#### Records supplied

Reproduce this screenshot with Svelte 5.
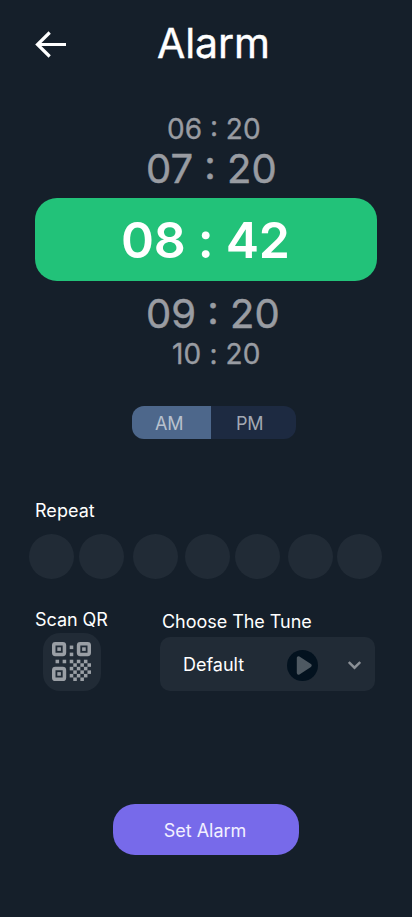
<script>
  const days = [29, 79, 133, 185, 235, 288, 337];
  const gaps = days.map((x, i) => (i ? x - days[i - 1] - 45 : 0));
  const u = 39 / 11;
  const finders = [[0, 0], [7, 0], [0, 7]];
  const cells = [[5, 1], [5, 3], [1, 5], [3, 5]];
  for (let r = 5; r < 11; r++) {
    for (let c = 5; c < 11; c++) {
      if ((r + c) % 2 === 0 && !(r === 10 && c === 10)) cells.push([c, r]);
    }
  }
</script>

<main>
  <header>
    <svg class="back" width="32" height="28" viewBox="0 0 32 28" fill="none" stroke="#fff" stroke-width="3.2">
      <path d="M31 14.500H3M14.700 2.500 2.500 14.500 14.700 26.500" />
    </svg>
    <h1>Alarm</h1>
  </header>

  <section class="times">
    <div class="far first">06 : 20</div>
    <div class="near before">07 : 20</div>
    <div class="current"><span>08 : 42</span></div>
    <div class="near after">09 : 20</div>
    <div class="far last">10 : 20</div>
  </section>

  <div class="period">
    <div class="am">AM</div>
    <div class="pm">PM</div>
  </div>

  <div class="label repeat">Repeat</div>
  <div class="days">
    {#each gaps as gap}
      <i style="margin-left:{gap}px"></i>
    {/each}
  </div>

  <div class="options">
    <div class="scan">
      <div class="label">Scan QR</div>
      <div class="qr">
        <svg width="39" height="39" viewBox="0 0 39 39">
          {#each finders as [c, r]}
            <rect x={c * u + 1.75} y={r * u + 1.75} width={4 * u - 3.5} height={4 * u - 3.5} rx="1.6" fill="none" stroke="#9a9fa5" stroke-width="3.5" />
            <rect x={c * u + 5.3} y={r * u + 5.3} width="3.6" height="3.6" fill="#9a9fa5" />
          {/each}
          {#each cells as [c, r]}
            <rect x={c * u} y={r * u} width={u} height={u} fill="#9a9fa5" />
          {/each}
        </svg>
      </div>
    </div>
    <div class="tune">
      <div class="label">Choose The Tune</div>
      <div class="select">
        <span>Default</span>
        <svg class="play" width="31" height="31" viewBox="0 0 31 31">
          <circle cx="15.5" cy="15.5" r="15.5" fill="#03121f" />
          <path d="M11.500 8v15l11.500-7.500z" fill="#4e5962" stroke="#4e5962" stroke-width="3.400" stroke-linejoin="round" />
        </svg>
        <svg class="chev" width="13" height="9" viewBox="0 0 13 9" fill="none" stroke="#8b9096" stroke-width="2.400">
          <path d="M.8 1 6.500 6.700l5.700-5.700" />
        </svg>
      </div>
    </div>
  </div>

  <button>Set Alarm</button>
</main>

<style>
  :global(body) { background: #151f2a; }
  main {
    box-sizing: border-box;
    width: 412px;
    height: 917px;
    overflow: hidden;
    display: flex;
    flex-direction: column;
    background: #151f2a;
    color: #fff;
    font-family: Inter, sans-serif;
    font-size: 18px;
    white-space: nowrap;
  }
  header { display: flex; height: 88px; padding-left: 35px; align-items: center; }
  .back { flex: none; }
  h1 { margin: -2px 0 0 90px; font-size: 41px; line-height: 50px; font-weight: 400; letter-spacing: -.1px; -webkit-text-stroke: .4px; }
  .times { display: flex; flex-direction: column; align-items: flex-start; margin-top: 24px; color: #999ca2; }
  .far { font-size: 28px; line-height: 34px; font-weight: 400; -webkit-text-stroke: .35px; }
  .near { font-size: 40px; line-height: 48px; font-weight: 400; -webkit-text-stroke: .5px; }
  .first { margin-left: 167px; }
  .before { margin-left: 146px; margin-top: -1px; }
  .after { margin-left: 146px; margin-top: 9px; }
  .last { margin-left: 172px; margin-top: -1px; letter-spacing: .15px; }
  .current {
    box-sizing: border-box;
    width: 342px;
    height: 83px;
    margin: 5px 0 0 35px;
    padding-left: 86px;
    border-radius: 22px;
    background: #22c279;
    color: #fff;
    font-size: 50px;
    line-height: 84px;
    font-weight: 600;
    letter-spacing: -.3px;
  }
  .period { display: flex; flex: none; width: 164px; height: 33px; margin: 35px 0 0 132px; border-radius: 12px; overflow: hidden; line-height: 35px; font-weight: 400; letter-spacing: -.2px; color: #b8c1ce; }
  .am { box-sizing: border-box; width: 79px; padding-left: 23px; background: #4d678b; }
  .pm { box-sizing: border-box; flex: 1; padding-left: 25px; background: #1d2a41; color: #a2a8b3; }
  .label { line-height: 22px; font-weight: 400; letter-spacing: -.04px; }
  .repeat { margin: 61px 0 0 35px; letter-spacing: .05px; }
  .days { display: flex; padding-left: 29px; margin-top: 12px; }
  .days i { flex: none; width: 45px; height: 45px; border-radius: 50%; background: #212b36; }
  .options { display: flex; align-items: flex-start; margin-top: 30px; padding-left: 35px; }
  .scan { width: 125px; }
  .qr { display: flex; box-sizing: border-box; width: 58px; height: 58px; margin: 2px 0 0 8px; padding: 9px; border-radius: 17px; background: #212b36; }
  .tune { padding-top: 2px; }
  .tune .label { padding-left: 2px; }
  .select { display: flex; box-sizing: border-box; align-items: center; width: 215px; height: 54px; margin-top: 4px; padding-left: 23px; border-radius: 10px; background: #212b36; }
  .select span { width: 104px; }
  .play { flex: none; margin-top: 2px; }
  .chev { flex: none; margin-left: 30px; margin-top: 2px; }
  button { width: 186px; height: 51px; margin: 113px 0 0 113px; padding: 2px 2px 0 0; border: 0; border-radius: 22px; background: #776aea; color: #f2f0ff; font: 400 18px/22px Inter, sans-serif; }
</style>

########
#### Records supplied

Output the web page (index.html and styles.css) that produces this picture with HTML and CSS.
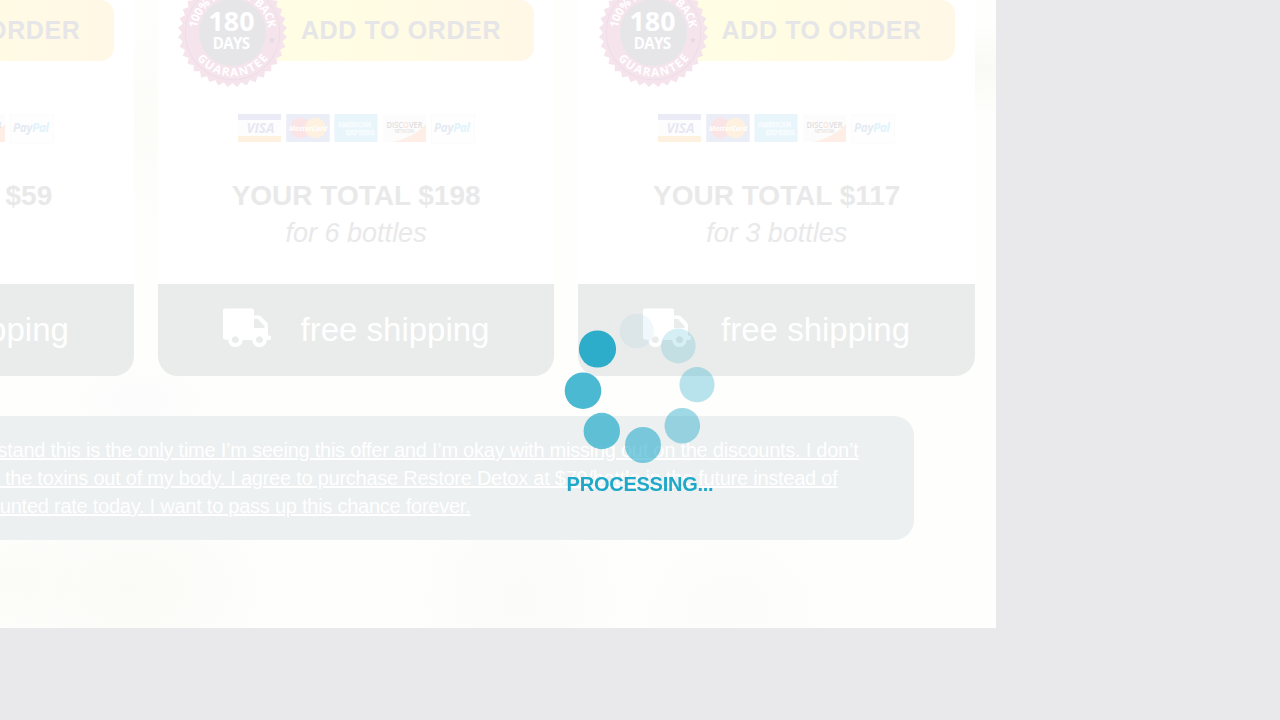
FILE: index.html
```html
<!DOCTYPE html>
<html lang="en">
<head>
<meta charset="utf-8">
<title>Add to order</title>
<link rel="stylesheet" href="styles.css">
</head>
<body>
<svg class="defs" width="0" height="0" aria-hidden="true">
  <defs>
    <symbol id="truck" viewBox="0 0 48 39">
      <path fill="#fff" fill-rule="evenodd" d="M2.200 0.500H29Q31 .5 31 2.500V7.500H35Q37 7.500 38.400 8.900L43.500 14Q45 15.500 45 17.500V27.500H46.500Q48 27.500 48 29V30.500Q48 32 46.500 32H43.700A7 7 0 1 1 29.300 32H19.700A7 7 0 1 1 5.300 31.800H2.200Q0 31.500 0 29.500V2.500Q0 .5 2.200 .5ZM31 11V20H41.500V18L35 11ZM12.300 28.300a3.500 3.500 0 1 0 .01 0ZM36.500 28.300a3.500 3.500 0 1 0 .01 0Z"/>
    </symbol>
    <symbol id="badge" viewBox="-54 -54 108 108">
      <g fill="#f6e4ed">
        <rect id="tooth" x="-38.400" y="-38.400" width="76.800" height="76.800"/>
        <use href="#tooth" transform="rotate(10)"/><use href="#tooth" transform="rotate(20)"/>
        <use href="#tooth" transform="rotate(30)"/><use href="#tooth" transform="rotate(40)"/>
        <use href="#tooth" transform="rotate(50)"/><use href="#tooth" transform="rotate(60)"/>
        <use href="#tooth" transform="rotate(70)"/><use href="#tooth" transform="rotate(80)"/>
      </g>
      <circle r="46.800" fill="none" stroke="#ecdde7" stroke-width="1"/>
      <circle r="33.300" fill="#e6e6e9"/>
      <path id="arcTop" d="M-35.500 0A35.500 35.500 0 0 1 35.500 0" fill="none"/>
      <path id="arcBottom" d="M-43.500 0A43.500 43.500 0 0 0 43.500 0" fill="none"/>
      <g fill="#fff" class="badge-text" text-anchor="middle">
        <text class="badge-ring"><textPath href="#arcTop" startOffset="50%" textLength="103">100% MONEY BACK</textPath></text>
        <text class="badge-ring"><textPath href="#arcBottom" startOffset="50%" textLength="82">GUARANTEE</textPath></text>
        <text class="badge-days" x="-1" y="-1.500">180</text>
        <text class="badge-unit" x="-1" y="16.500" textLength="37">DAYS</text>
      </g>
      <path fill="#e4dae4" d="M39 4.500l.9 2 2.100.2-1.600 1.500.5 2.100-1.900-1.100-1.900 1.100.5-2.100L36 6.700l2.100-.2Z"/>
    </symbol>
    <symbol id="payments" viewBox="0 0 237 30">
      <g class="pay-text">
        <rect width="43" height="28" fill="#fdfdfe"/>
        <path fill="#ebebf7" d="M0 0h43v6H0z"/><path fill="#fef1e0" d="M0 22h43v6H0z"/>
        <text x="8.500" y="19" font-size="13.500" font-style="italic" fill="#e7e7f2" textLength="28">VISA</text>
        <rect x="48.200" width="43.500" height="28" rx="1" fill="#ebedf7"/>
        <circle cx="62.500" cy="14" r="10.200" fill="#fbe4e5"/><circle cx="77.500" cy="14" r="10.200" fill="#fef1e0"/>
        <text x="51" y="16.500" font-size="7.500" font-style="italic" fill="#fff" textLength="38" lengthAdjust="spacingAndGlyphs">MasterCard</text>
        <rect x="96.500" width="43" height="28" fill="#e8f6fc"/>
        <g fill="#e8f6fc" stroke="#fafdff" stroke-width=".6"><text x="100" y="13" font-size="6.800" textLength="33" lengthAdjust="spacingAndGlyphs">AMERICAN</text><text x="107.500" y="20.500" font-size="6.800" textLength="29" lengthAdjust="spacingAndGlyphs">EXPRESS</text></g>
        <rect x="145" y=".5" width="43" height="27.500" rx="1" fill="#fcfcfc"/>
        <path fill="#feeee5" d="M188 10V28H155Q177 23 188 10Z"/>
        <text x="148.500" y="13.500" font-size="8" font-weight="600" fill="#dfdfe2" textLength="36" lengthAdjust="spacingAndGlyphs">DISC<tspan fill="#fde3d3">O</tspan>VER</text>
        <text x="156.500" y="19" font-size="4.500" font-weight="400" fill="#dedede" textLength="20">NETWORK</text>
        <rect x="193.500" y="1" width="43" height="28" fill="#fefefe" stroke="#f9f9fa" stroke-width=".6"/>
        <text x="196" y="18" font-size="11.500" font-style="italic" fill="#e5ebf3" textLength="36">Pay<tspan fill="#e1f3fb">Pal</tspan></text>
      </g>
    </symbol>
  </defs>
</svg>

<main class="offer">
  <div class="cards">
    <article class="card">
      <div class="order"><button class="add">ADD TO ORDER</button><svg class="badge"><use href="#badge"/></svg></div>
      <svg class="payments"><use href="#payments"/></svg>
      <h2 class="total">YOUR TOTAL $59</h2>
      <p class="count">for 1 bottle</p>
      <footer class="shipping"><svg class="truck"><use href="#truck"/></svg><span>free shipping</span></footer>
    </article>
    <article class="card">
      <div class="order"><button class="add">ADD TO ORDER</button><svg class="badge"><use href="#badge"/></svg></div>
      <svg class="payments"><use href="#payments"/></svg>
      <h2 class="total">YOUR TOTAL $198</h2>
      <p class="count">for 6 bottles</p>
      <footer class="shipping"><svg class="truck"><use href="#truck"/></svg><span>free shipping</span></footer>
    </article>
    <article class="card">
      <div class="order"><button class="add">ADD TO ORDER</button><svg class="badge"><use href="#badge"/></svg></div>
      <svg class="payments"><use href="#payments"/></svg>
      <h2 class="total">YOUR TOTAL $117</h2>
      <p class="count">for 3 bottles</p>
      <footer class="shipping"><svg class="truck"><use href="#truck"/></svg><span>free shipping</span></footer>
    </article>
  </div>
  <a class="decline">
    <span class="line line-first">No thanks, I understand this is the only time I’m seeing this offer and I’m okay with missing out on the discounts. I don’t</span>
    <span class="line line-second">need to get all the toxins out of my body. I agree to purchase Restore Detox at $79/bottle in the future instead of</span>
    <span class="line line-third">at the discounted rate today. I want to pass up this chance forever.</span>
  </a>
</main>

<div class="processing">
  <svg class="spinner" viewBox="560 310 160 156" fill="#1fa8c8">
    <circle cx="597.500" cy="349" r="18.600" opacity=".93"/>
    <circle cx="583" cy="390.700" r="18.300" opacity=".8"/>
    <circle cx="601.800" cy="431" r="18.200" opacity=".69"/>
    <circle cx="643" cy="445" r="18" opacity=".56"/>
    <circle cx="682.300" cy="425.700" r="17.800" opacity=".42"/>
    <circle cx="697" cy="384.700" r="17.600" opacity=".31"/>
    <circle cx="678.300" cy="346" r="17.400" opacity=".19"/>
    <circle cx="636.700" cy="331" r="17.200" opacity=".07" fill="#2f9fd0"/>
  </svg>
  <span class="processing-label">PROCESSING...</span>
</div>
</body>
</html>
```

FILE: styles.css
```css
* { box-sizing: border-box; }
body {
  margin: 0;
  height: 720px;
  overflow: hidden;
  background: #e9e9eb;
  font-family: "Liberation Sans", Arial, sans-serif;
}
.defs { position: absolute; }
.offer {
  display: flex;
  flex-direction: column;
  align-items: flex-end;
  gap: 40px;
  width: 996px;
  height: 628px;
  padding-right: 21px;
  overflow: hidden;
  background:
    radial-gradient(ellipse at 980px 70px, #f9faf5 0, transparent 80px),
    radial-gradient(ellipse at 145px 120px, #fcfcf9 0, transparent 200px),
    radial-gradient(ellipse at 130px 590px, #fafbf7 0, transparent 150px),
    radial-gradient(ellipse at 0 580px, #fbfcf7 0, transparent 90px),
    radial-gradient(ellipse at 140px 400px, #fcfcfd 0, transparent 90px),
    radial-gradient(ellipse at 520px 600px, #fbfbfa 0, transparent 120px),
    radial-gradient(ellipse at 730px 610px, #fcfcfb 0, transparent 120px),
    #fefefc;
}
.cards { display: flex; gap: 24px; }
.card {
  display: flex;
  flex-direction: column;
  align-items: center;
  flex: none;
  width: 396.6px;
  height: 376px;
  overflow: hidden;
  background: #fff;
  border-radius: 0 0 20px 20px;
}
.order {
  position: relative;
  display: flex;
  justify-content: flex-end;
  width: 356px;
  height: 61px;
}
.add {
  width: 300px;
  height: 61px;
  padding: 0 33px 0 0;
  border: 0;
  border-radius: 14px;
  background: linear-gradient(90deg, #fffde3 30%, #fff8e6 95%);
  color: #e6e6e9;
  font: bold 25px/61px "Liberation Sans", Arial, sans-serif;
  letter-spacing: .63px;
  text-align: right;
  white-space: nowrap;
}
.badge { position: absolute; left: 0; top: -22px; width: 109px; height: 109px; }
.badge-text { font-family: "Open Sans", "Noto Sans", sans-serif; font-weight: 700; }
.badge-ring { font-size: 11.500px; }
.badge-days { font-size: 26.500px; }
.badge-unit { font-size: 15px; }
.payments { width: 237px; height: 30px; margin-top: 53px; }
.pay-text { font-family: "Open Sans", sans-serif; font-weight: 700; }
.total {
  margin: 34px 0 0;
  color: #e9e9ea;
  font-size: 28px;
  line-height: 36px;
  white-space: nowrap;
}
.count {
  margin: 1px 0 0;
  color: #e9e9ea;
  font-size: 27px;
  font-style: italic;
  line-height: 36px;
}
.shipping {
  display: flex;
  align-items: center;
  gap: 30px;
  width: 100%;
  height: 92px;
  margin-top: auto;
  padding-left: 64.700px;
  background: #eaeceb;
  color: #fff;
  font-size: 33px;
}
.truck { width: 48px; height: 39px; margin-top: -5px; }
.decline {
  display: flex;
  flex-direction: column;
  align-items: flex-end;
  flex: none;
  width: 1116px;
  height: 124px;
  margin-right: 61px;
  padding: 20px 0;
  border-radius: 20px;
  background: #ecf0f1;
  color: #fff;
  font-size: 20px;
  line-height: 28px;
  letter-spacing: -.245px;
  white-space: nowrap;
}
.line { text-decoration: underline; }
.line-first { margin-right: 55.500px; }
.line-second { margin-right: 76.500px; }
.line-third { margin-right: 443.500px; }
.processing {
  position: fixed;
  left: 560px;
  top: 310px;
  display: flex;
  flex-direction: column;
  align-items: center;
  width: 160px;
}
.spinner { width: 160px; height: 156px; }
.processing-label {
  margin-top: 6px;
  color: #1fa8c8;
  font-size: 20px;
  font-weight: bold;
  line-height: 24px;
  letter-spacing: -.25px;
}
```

########

▶ [Task brief]: Filter the records above and return every line that holds the word "index".

▶ [Output for this exercise]:
Output the web page (index.html and styles.css) that produces this picture with HTML and CSS.
FILE: index.html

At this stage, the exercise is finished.